━━ Collected data

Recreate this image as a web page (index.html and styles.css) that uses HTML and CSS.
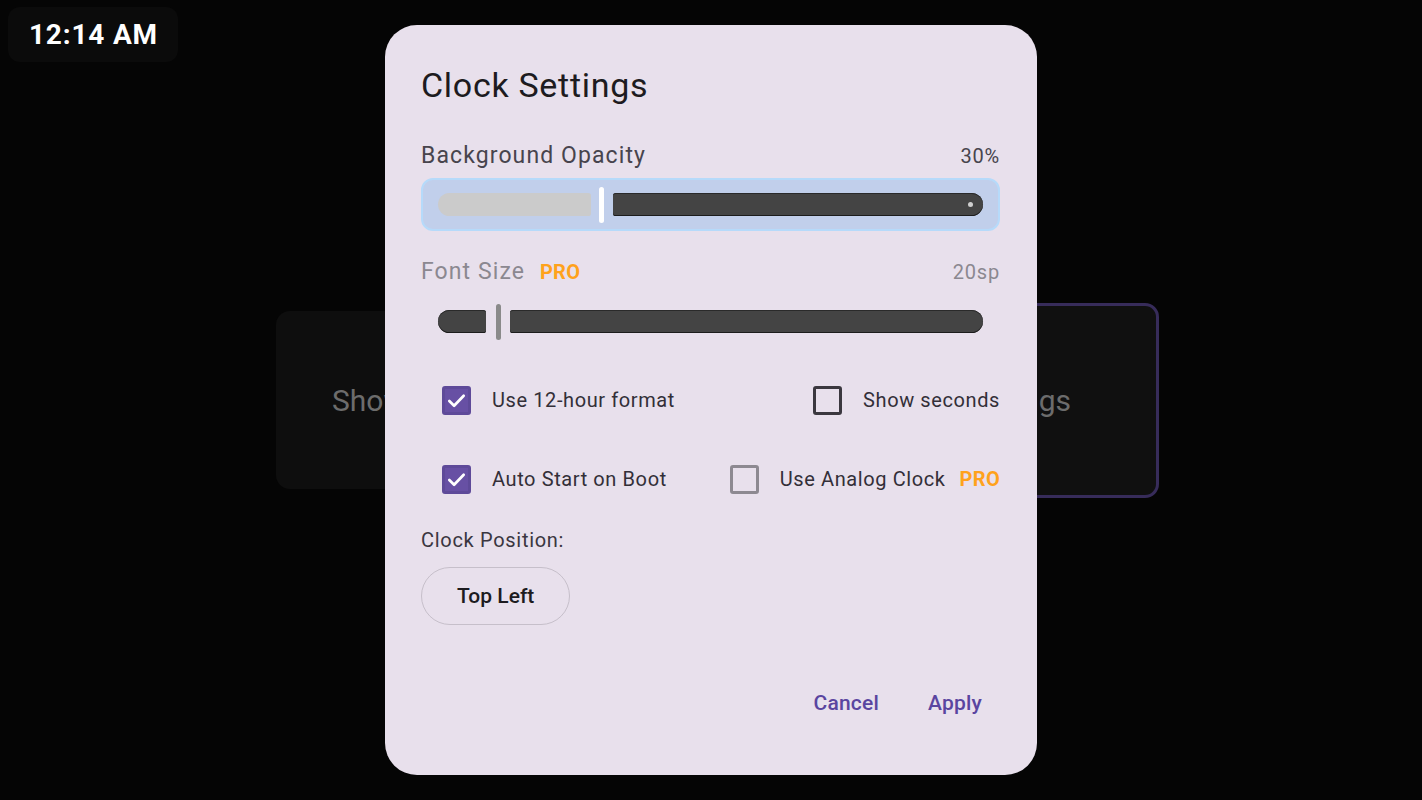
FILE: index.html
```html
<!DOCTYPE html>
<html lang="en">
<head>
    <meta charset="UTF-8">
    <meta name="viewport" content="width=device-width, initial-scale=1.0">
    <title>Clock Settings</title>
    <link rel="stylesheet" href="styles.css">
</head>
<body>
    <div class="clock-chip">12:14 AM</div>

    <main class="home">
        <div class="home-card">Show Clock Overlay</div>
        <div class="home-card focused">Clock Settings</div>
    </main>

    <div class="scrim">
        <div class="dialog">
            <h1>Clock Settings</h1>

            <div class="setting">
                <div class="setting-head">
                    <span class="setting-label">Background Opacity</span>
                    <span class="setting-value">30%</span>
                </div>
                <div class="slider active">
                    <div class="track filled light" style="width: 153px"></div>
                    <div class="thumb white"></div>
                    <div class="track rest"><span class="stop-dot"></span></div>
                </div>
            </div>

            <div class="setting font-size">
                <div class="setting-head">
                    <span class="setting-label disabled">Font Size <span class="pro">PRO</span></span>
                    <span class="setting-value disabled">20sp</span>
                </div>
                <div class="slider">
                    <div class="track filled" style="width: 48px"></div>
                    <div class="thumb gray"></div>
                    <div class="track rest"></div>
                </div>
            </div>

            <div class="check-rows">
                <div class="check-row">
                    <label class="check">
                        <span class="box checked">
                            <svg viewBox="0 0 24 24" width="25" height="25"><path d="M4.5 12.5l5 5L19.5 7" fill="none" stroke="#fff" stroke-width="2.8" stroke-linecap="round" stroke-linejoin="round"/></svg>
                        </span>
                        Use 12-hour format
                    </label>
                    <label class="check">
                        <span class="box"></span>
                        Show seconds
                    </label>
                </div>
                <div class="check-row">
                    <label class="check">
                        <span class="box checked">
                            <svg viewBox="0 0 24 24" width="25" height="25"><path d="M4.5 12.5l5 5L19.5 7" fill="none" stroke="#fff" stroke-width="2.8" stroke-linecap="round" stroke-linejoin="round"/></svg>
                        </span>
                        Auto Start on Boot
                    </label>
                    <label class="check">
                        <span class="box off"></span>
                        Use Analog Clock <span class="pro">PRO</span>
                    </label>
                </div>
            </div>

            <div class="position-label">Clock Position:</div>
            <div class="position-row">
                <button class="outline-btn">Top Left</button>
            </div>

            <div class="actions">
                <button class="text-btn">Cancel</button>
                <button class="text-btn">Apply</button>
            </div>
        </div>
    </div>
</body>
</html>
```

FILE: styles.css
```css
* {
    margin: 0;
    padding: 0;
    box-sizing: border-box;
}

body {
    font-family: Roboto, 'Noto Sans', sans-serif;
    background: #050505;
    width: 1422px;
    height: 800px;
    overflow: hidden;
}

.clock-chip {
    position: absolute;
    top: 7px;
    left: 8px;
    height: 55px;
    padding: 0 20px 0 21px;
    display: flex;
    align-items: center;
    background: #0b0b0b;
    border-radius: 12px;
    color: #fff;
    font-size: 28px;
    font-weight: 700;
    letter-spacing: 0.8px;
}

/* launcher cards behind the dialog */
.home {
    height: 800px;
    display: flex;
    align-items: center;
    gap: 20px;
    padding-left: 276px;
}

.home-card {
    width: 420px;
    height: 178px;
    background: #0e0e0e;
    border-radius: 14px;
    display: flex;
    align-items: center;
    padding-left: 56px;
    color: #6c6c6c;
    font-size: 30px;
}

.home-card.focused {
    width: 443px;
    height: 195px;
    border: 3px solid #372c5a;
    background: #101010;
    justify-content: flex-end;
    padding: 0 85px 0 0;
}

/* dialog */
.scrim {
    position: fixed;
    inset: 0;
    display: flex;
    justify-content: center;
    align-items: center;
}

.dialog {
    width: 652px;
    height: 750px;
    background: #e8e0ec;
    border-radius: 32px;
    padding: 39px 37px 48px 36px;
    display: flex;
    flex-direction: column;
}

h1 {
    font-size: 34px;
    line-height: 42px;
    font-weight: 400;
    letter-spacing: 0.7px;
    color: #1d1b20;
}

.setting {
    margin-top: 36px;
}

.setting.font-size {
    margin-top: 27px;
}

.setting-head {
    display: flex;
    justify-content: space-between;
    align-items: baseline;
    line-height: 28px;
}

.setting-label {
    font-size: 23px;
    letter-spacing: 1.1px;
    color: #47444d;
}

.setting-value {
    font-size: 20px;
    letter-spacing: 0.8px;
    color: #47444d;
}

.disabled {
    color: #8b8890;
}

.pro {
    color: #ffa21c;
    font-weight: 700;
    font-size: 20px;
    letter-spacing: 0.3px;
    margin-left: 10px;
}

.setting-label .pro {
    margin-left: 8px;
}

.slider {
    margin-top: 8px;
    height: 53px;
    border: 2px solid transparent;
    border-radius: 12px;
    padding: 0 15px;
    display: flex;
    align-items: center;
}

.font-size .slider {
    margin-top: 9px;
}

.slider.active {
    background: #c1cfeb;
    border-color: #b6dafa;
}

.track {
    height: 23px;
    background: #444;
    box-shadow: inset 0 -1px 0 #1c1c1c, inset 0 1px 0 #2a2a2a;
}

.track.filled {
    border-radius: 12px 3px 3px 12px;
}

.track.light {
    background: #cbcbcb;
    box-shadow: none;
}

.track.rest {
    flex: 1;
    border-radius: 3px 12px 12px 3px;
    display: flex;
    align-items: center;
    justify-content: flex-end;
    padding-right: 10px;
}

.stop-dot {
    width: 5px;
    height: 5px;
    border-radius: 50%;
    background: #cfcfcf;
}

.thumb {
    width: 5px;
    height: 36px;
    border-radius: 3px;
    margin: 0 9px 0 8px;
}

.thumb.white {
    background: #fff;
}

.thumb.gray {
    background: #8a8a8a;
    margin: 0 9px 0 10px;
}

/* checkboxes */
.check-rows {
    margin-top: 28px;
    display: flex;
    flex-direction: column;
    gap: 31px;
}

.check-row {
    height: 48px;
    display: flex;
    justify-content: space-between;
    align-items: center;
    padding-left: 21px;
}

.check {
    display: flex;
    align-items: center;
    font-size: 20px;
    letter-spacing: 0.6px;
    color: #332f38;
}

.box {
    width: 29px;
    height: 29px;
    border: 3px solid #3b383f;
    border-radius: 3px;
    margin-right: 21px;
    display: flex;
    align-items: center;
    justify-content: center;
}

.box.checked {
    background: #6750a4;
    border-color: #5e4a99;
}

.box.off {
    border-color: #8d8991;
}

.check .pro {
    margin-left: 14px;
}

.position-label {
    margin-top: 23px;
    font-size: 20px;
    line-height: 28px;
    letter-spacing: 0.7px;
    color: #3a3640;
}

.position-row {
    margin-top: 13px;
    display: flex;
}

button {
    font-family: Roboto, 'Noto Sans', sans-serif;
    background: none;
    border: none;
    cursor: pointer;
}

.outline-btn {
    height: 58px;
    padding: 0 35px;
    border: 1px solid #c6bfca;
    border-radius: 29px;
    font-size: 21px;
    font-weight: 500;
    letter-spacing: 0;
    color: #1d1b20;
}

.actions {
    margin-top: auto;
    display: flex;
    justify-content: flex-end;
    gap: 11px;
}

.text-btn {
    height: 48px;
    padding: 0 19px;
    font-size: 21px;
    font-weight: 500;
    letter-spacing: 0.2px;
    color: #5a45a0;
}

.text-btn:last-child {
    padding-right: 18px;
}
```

━━━━

_What the task asks_: Write out each line of the data exactly; the images should be left out.

_Result for this task_:
Recreate this image as a web page (index.html and styles.css) that uses HTML and CSS.
FILE: index.html
```html
<!DOCTYPE html>
<html lang="en">
<head>
    <meta charset="UTF-8">
    <meta name="viewport" content="width=device-width, initial-scale=1.0">
    <title>Clock Settings</title>
    <link rel="stylesheet" href="styles.css">
</head>
<body>
    <div class="clock-chip">12:14 AM</div>

    <main class="home">
        <div class="home-card">Show Clock Overlay</div>
        <div class="home-card focused">Clock Settings</div>
    </main>

    <div class="scrim">
        <div class="dialog">
            <h1>Clock Settings</h1>

            <div class="setting">
                <div class="setting-head">
                    <span class="setting-label">Background Opacity</span>
                    <span class="setting-value">30%</span>
                </div>
                <div class="slider active">
                    <div class="track filled light" style="width: 153px"></div>
                    <div class="thumb white"></div>
                    <div class="track rest"><span class="stop-dot"></span></div>
                </div>
            </div>

            <div class="setting font-size">
                <div class="setting-head">
                    <span class="setting-label disabled">Font Size <span class="pro">PRO</span></span>
                    <span class="setting-value disabled">20sp</span>
                </div>
                <div class="slider">
                    <div class="track filled" style="width: 48px"></div>
                    <div class="thumb gray"></div>
                    <div class="track rest"></div>
                </div>
            </div>

            <div class="check-rows">
                <div class="check-row">
                    <label class="check">
                        <span class="box checked">
                            <svg viewBox="0 0 24 24" width="25" height="25"><path d="M4.5 12.5l5 5L19.5 7" fill="none" stroke="#fff" stroke-width="2.8" stroke-linecap="round" stroke-linejoin="round"/></svg>
                        </span>
                        Use 12-hour format
                    </label>
                    <label class="check">
                        <span class="box"></span>
                        Show seconds
                    </label>
                </div>
                <div class="check-row">
                    <label class="check">
                        <span class="box checked">
                            <svg viewBox="0 0 24 24" width="25" height="25"><path d="M4.5 12.5l5 5L19.5 7" fill="none" stroke="#fff" stroke-width="2.8" stroke-linecap="round" stroke-linejoin="round"/></svg>
                        </span>
                        Auto Start on Boot
                    </label>
                    <label class="check">
                        <span class="box off"></span>
                        Use Analog Clock <span class="pro">PRO</span>
                    </label>
                </div>
            </div>

            <div class="position-label">Clock Position:</div>
            <div class="position-row">
                <button class="outline-btn">Top Left</button>
            </div>

            <div class="actions">
                <button class="text-btn">Cancel</button>
                <button class="text-btn">Apply</button>
            </div>
        </div>
    </div>
</body>
</html>
```

FILE: styles.css
```css
* {
    margin: 0;
    padding: 0;
    box-sizing: border-box;
}

body {
    font-family: Roboto, 'Noto Sans', sans-serif;
    background: #050505;
    width: 1422px;
    height: 800px;
    overflow: hidden;
}

.clock-chip {
    position: absolute;
    top: 7px;
    left: 8px;
    height: 55px;
    padding: 0 20px 0 21px;
    display: flex;
    align-items: center;
    background: #0b0b0b;
    border-radius: 12px;
    color: #fff;
    font-size: 28px;
    font-weight: 700;
    letter-spacing: 0.8px;
}

/* launcher cards behind the dialog */
.home {
    height: 800px;
    display: flex;
    align-items: center;
    gap: 20px;
    padding-left: 276px;
}

.home-card {
    width: 420px;
    height: 178px;
    background: #0e0e0e;
    border-radius: 14px;
    display: flex;
    align-items: center;
    padding-left: 56px;
    color: #6c6c6c;
    font-size: 30px;
}

.home-card.focused {
    width: 443px;
    height: 195px;
    border: 3px solid #372c5a;
    background: #101010;
    justify-content: flex-end;
    padding: 0 85px 0 0;
}

/* dialog */
.scrim {
    position: fixed;
    inset: 0;
    display: flex;
    justify-content: center;
    align-items: center;
}

.dialog {
    width: 652px;
    height: 750px;
    background: #e8e0ec;
    border-radius: 32px;
    padding: 39px 37px 48px 36px;
    display: flex;
    flex-direction: column;
}

h1 {
    font-size: 34px;
    line-height: 42px;
    font-weight: 400;
    letter-spacing: 0.7px;
    color: #1d1b20;
}

.setting {
    margin-top: 36px;
}

.setting.font-size {
    margin-top: 27px;
}

.setting-head {
    display: flex;
    justify-content: space-between;
    align-items: baseline;
    line-height: 28px;
}

.setting-label {
    font-size: 23px;
    letter-spacing: 1.1px;
    color: #47444d;
}

.setting-value {
    font-size: 20px;
    letter-spacing: 0.8px;
    color: #47444d;
}

.disabled {
    color: #8b8890;
}

.pro {
    color: #ffa21c;
    font-weight: 700;
    font-size: 20px;
    letter-spacing: 0.3px;
    margin-left: 10px;
}

.setting-label .pro {
    margin-left: 8px;
}

.slider {
    margin-top: 8px;
    height: 53px;
    border: 2px solid transparent;
    border-radius: 12px;
    padding: 0 15px;
    display: flex;
    align-items: center;
}

.font-size .slider {
    margin-top: 9px;
}

.slider.active {
    background: #c1cfeb;
    border-color: #b6dafa;
}

.track {
    height: 23px;
    background: #444;
    box-shadow: inset 0 -1px 0 #1c1c1c, inset 0 1px 0 #2a2a2a;
}

.track.filled {
    border-radius: 12px 3px 3px 12px;
}

.track.light {
    background: #cbcbcb;
    box-shadow: none;
}

.track.rest {
    flex: 1;
    border-radius: 3px 12px 12px 3px;
    display: flex;
    align-items: center;
    justify-content: flex-end;
    padding-right: 10px;
}

.stop-dot {
    width: 5px;
    height: 5px;
    border-radius: 50%;
    background: #cfcfcf;
}

.thumb {
    width: 5px;
    height: 36px;
    border-radius: 3px;
    margin: 0 9px 0 8px;
}

.thumb.white {
    background: #fff;
}

.thumb.gray {
    background: #8a8a8a;
    margin: 0 9px 0 10px;
}

/* checkboxes */
.check-rows {
    margin-top: 28px;
    display: flex;
    flex-direction: column;
    gap: 31px;
}

.check-row {
    height: 48px;
    display: flex;
    justify-content: space-between;
    align-items: center;
    padding-left: 21px;
}

.check {
    display: flex;
    align-items: center;
    font-size: 20px;
    letter-spacing: 0.6px;
    color: #332f38;
}

.box {
    width: 29px;
    height: 29px;
    border: 3px solid #3b383f;
    border-radius: 3px;
    margin-right: 21px;
    display: flex;
    align-items: center;
    justify-content: center;
}

.box.checked {
    background: #6750a4;
    border-color: #5e4a99;
}

.box.off {
    border-color: #8d8991;
}

.check .pro {
    margin-left: 14px;
}

.position-label {
    margin-top: 23px;
    font-size: 20px;
    line-height: 28px;
    letter-spacing: 0.7px;
    color: #3a3640;
}

.position-row {
    margin-top: 13px;
    display: flex;
}

button {
    font-family: Roboto, 'Noto Sans', sans-serif;
    background: none;
    border: none;
    cursor: pointer;
}

.outline-btn {
    height: 58px;
    padding: 0 35px;
    border: 1px solid #c6bfca;
    border-radius: 29px;
    font-size: 21px;
    font-weight: 500;
    letter-spacing: 0;
    color: #1d1b20;
}

.actions {
    margin-top: auto;
    display: flex;
    justify-content: flex-end;
    gap: 11px;
}

.text-btn {
    height: 48px;
    padding: 0 19px;
    font-size: 21px;
    font-weight: 500;
    letter-spacing: 0.2px;
    color: #5a45a0;
}

.text-btn:last-child {
    padding-right: 18px;
}
```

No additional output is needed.